Starting early avoids last-minute compliance stress.
4. Cost Visibility and Efficiency
Carbon accounting often reveals:
- Energy inefficiencies
- High-cost vendors
- Wasteful processes
Reducing emissions frequently aligns with reducing operating costs.
5. Common Misconceptions SMEs Have

“Carbon accounting is only for large companies”
Not anymore. SMEs are increasingly expected to participate at a proportionate level.
“It’s too expensive and complicated”
Modern tools and simplified frameworks make entry-level carbon accounting manageable and affordable.
“We don’t emit much anyway”
Even service-based SMEs generate emissions through electricity, cloud usage, travel, and suppliers.
6. A Practical Approach for SMEs (What Actually Works)

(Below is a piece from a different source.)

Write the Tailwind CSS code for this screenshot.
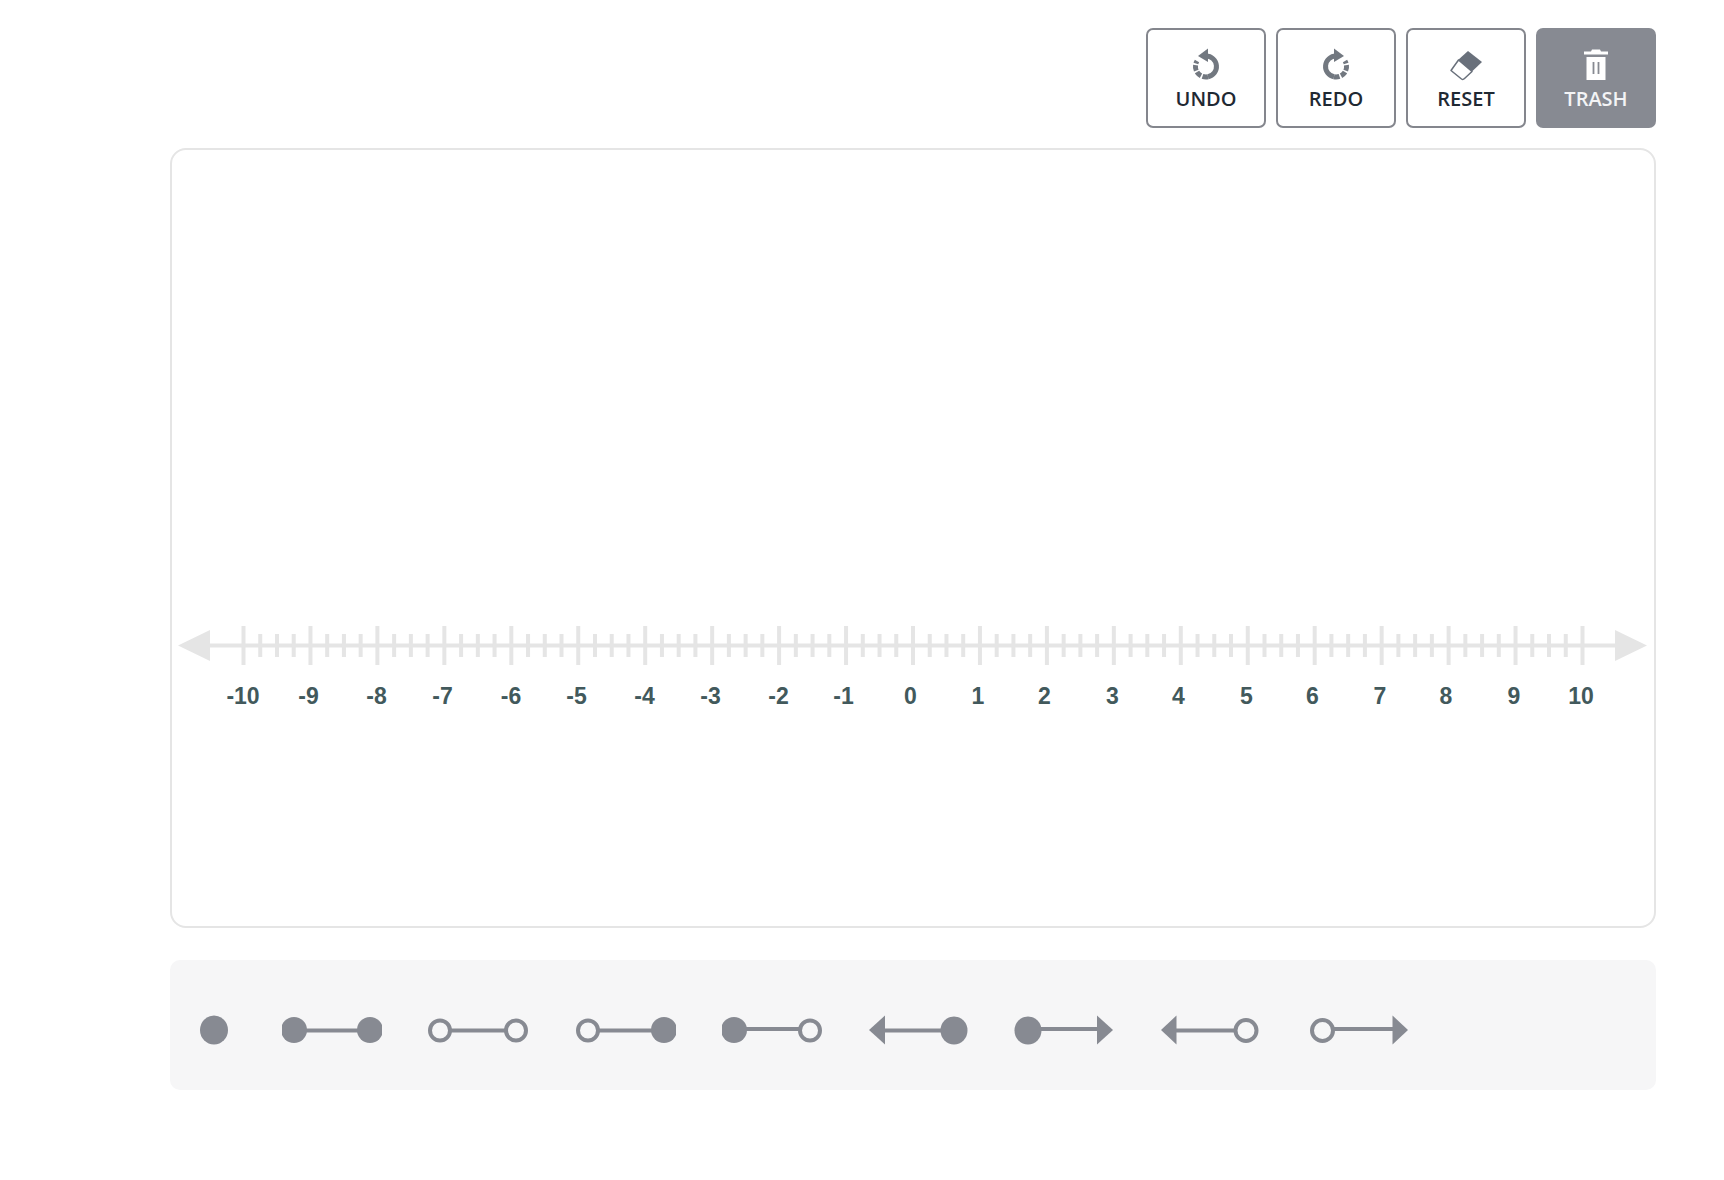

For SMEs, the key is progress, not perfection.
A realistic approach:
- Start with Scope 2
- Add key Scope 1 sources if applicable
- Include 2–3 meaningful Scope 3 categories
- Use estimates where precise data isn’t available
- Improve accuracy over time
This mirrors how financial reporting matures as a business grows.
7. How Carbon Accounting Fits Into SME Finance and Reporting

Carbon accounting doesn’t replace financial accounting — it complements it.
Similarities:
- Periodic reporting
- Use of standardized frameworks
- Auditability and transparency
- Trend and variance analysis
Many SMEs find it easiest to integrate carbon data into existing finance and reporting workflows, using familiar structures and review processes.
Conclusion: Carbon Accounting Is Becoming a Business Skill, Not a Burden

For SMEs, carbon accounting is no longer just a sustainability topic — it’s a business capability.
Those who start early gain:
- Better customer relationships
- Stronger positioning in supply chains
- Improved operational insight
- Reduced future compliance risk
And importantly, carbon accounting for SMEs doesn’t have to be complex.
With the right scope, the right data, and the right tools, it becomes just another way to understand and improve how your business operates.
The question isn’t whether SMEs will need carbon accounting —
it’s how prepared they want to be when it becomes unavoidable.